Madison Mural honors the life of Otis Redding

50th anniversary of Redding's death in Lake Monona
Madison Mural honors the life of Otis Redding
Photo courtesy Henrique Nardi, via
The artists stand in front of the "Try A Little Tenderness" mural located on Williamson Street.

On Dec. 10, 1967, the world lost a music great when his plane tragically crashed into Madison’s Lake Monona.

At 26, Otis Redding was flying to Madison to perform in a nightclub near the University of Wisconsin. The young singer-songwriter and record producer had just finished recording his hit chart topper “Sittin’ On The Dock of the Bay” three days before his untimely death.

As 2017 marks the 50th anniversary of Redding’s death and what would have been his 75th birthday, artist and project organizer Henrique Nardi decided to honor the great soul singer with a mural highlighting Redding’s song “Try a Little Tenderness” on Williamson Street.

Nardi, an Otis Redding fan, found out Redding died in Madison after he arrived in 2014 from Brazil and said he thought it was important to have something honoring him in the city.

Nardi asked two of his friends from Brazil, Jackson Alves and Cyla Costa, who were also artists and in town for a conference, to stay a little after to help create the new mural. The three all have backgrounds as lettering artists.

Before he knew they were arriving, he wanted to create some sort of homage to Redding in Madison, but when he found out his friends were coming, he decided to make the mural about Redding.

“Only after that I thought, whoa, this could be the chance to do that Otis homage and everybody jumped on it right from the start,” Nardi said.

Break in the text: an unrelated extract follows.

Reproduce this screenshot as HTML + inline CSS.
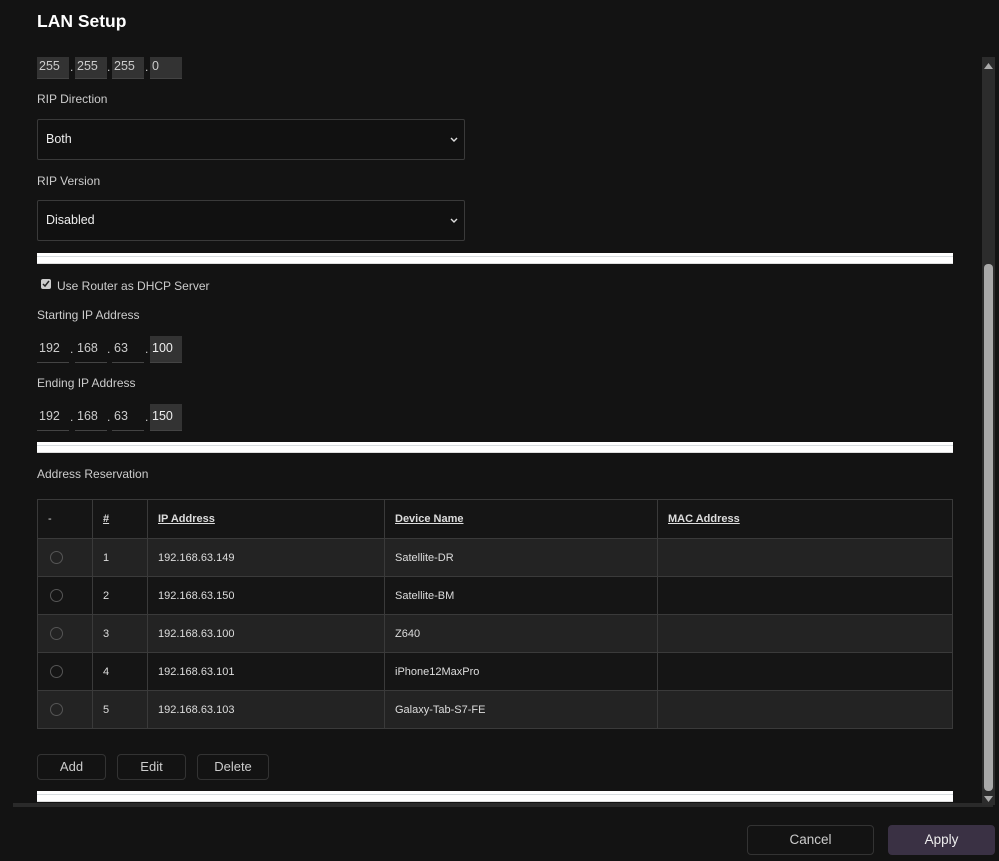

The Madison Arts Commission steered Nardi toward the Willy Street area since they were looking for more murals.

“By having a mural you draw people’s attention to it and it makes the neighborhood more colorful and interesting in general,” Nardi said.

The three artists had to work quickly since they only had five days to complete the mural. Nardi said artists Lynn Lee, Raymond Mawst and Pete Hodapp also came to help install. Nardi said they worked through the night in order to trace the mural on to the wall, and when rain interrupted the process midweek, they had to work quickly their last day in town to put on the final touches.

For Nardi, the timing of the mural was perfect and he hopes the mural will be somehow involved in the celebration of Redding this year.

“I believe that the mural is an art expression, and in this particular mural, it told a kind expression, which is try a little tenderness,” Nardi said.